The Minister of Environment, Mrs Hadiza Ibrahim Mailafia recently acknowledged the damaging impact of climate change on various sectors of the Nigerian economy and concluded that urgent steps were needed to enable the country overcome the threat.
Globally, measures adopted to tackle the impact of climate change placed a lot of emphasis on the cultivation of forest where there are not available and conservation of forest where there are present.
Forest according to scientists serves as a carbon sink, meaning it has the potentials of collecting from the atmosphere carbon dioxide, one of the lead gases driving climate change.
This knowledge was behind various initiatives across the global that seek to increase the world's forest stock through the planting of more trees. Late Professor Wangari Mataai, a Nobel laureate led the United Nation backed plant a billion tree campaign launched at the 2006 climate change conference in Nairobi, Kenya.
The campaign achieved tremendous success as it also brought to the fore the need to involve forest based communities in the management and protection of the forest reserves.
In Nigeria, efforts to restock the forests or plant new trees had come a long way. The federal government had in the last decade set aside a day each year as tree planting day and considering the huge investment of government in the exercise in the last decade it would be expected that the nation's forest coverage would have increased significantly.
But the reserve is the case as statistics from the ministry of environment shows that Nigeria was losing much of its forest reserve as compared to the 1960 levels.
Documents from the federal ministry of environment showed that Nigeria's total forest coverage which was 10 per cent at the end of the British colonial rule in 1960 had reduced drastically to about 6 per cent by 2010.
Internationally, the United Nations through the Food and Agriculture Organisation said that having 10 per cent was not good enough for any country, thereby setting 25 percent as the minimum acceptable forest coverage for any country.
Ghana currently has 32 percent forest coverage and Liberia has over 60 percent coverage.
Recently the federal government started the Presidential Imitative on Afforestation to raise over 37 million tree seedlings for free distribution to Nigerians.
The initiative which is funded from the ecological fund office is on course with some states raising more than the targeted one million seedlings per state.
The Minister of Environment, Hadiza Ibrahim Mailafia said recently that government was determined to increase the forest coverage from the current 6 per cent to 10 per cent by 2015. Her optimism was based on the fact the seedlings from the Presidential Initiatives on Afforestation which already had over 37 million seedlings would form bulk of the renewed efforts to boost the forest coverage.
Already, the Forestry Research Institute of Nigeria was awarded the Sultan Quaboos Prize for Environmental Preservation 2011, administered through UNESCO, at a just concluded World Science Forum in Budapest.
The award recognises contribution to the preservation of the environment, especially though scientific research, education, training and awareness-raising; as well as through establishing and managing protected nature areas.

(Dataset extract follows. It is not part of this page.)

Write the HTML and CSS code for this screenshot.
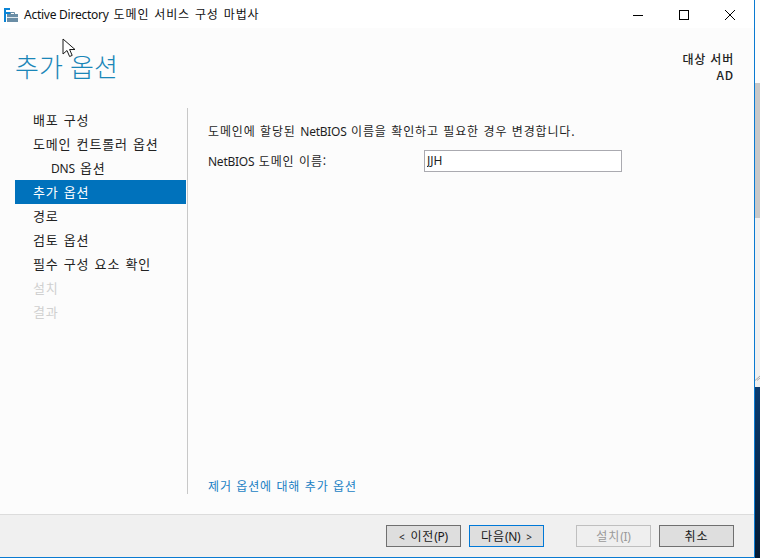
FILE: index.html
```html
<!DOCTYPE html>
<html lang="ko">
<head>
<meta charset="utf-8">
<title>Active Directory 도메인 서비스 구성 마법사</title>
<link rel="stylesheet" href="styles.css">
</head>
<body>
<div class="screen">
  <div class="window">
    <header class="titlebar">
      <svg class="app-icon" width="14" height="14" viewBox="0 0 14 14">
        <rect x="0" y="0" width="2" height="14" fill="#0a84d6"/>
        <rect x="2" y="0" width="4" height="2" fill="#0a84d6"/>
        <rect x="2" y="4" width="5" height="2" fill="#0a84d6"/>
        <rect x="3" y="6" width="11" height="8" fill="#6b8ea6"/>
        <path d="M6.5 6V4.5h4V6" fill="none" stroke="#6b8ea6"/>
        <rect x="3" y="9" width="11" height="1" fill="#dfe8ee"/>
      </svg>
      <span class="title"><span class="lat">Active Directory</span> 도메인 서비스 구성 마법사</span>
      <div class="controls">
        <svg width="46" height="24" viewBox="0 0 46 24"><path d="M18 13.5h10" stroke="#000" fill="none"/></svg>
        <svg width="46" height="24" viewBox="0 0 46 24"><rect x="18.5" y="8.5" width="9" height="9" stroke="#000" fill="none"/></svg>
        <svg width="46" height="24" viewBox="0 0 46 24"><path d="M18 8l10 10M28 8l-10 10" stroke="#000" fill="none"/></svg>
      </div>
    </header>
    <div class="body">
      <div class="head">
        <h1 class="page-title">추가 옵션</h1>
        <div class="target">대상 서버<br>AD</div>
      </div>
      <div class="main">
        <nav class="nav">
          <div class="nav-item">배포 구성</div>
          <div class="nav-item">도메인 컨트롤러 옵션</div>
          <div class="nav-item sub"><span class="lat">DNS</span> 옵션</div>
          <div class="nav-item active">추가 옵션</div>
          <div class="nav-item">경로</div>
          <div class="nav-item">검토 옵션</div>
          <div class="nav-item">필수 구성 요소 확인</div>
          <div class="nav-item off">설치</div>
          <div class="nav-item off">결과</div>
        </nav>
        <section class="content">
          <p class="intro">도메인에 할당된 <span class="lat">NetBIOS</span> 이름을 확인하고 필요한 경우 변경합니다.</p>
          <div class="field">
            <label class="field-label" for="nb"><span class="lat">NetBIOS</span> 도메인 이름:</label>
            <input class="field-input" id="nb" value="JJH">
          </div>
          <a class="more" href="#">제거 옵션에 대해 추가 옵션</a>
        </section>
      </div>
    </div>
    <footer class="footer">
      <button class="btn"><span class="chev">&lt;</span> 이전<span class="lat">(P)</span></button>
      <button class="btn default">다음<span class="lat">(N)</span> <span class="chev">&gt;</span></button>
      <button class="btn disabled install">설치<span class="lat">(I)</span></button>
      <button class="btn">취소</button>
    </footer>
  </div>
  <aside class="desktop">
    <div class="desk-top"></div>
    <div class="desk-thumb"></div>
    <div class="desk-track">
      <svg class="grip" width="5" height="6" viewBox="0 0 5 6"><path d="M0 5.5L5 1M2 5.5l3-2.5" stroke="#a8a8a8" fill="none"/></svg>
    </div>
    <div class="desk-bottom"></div>
  </aside>
  <svg class="cursor" width="14" height="21" viewBox="0 0 14 21">
    <path d="M1 1v15l4-3.5 2.6 6 2.6-1.1-2.6-5.9H13z" fill="#fff" stroke="#1a1a1a"/>
  </svg>
</div>
</body>
</html>
```
FILE: styles.css
```css
* { box-sizing: border-box; }
html, body { margin: 0; padding: 0; }
body { font-family: "Noto Sans CJK KR", "Noto Sans", sans-serif; font-size: 12px; color: #1f1f1f; letter-spacing: 0.85px; word-spacing: 0.3px; }
.lat { font-family: "Noto Sans", sans-serif; font-size: 12px; letter-spacing: -0.25px; word-spacing: 0; }
.chev { font-family: "Noto Sans", sans-serif; font-size: 10px; letter-spacing: 0; }
.screen { position: relative; display: flex; width: 760px; height: 558px; overflow: hidden; }
.window { width: 755px; height: 558px; flex: none; display: flex; flex-direction: column; border-right: 1px solid #0a7ad1; border-bottom: 1px solid #0a7ad1; background: #fcfcfc; }
.desktop { flex: 1; display: flex; flex-direction: column; }
.desk-top { height: 83px; background: #fdfdfd; }
.desk-thumb { height: 135px; background: #c8c8c8; }
.desk-track { height: 169px; background: #f0f0f0; display: flex; align-items: flex-end; padding-bottom: 6px; }
.grip { display: block; }
.desk-bottom { flex: 1; background: linear-gradient(#0b3c70, #041a33); }
.titlebar { height: 28px; display: flex; align-items: center; background: #fff; padding-left: 4px; flex: none; }
.app-icon { flex: none; margin-top: 2px; }
.title { margin-left: 6px; color: #111; word-spacing: 0.8px; }
.controls { margin-left: auto; display: flex; margin-right: 1px; }
.controls svg { display: block; margin-top: -1px; }
.body { flex: 1; display: flex; flex-direction: column; min-height: 0; }
.head { height: 80px; display: flex; justify-content: space-between; padding: 21px 20px 0 15px; flex: none; }
.page-title { margin: 0; font-size: 26px; font-weight: 300; line-height: 34px; color: #1a86b8; letter-spacing: 0; word-spacing: 0; }
.target { line-height: 16px; text-align: right; padding-top: 2px; font-weight: 500; color: #222; letter-spacing: 0.8px; word-spacing: 0; }
.main { flex: 1; display: flex; min-height: 0; padding-bottom: 20px; }
.nav { width: 172px; margin-left: 15px; flex: none; font-size: 13px; letter-spacing: 0.85px; word-spacing: 0.7px; }
.nav-item { height: 24px; line-height: 24px; padding-left: 18px; color: #222; width: 171px; white-space: nowrap; }
.nav-item.sub { padding-left: 36px; }
.nav-item.active { background: #0072bc; color: #fff; }
.nav-item.off { color: #d0d0d0; }
.content { flex: 1; display: flex; flex-direction: column; border-left: 1px solid #c8c8c8; padding: 14px 0 0 20px; }
.intro { margin: 0; line-height: 18px; }
.field { display: flex; align-items: center; margin-top: 9px; }
.field-label { width: 216px; }
.field-input { width: 198px; height: 22px; border: 1px solid #aaaab0; padding: 0 2px 2px; font-family: "Noto Sans", sans-serif; font-size: 12px; letter-spacing: 0; color: #222; background: #fff; outline: 0; }
.more { margin-top: auto; color: #1a7fc4; text-decoration: none; line-height: 16px; }
.footer { height: 43px; flex: none; background: #f0f0f0; border-top: 1px solid #dcdcdc; display: flex; align-items: flex-start; padding: 10px 0 0 386px; }
.btn { width: 75px; height: 22px; margin-right: 8px; border: 1px solid #707070; background: #dedede; font: inherit; letter-spacing: inherit; word-spacing: 1.5px; color: #1a1a1a; padding: 0; line-height: 18px; }
.btn.default { border-color: #0078d7; }
.btn.disabled { border-color: #bfbfbf; background: #efefef; color: #9a9a9a; }
.btn.install { margin-left: 24px; }
.cursor { position: absolute; left: 62px; top: 38px; }
```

The prize jury recommended the institute for its contributions to forest and environmental management, biodiversity conservation, sustainable food production for food security and provision of industrial raw materials and employment opportunities.
The institute, located in Ibadan, is the only forestry research institute in the country. It has ten stations and four training colleges.
Through its research it has helped with the adoption of various indigenous and exotic tree species for planting them, for a variety of purposes, throughout the country, and it has helped discover how to regenerate exploited forests. Its research also helped develop processes for turning wood waste into useful products; jatropha seeds for biofuels; and technologies against desertification and soil erosion.
Also, the United Nations Reducing Emission for Deforestation and Forest Degradation (REDD+) recognised Nigeria's impressive commitment to protect and conserve its forest stock by awarding Nigeria a $4 million grant to execute the REDD+ programme in Nigeria.
The Minister of Environment, Hadiza Ibrahim Mailafia said recently that Nigeria was working hard to reduce its emission as well as take advantages of various opportunities under the United Nations Framework Convention on Climate Change. Investing in forestry is one area the minister's aspiration can be achieved.
A well cultivated, conserve and protected forest is an asset according to the United Nations, already the potentials for Nigeria in forestry look rosy so therefore the need for government to strengthen its policy implementation and monitoring strategies as it relates to forestry cannot be over emphasised.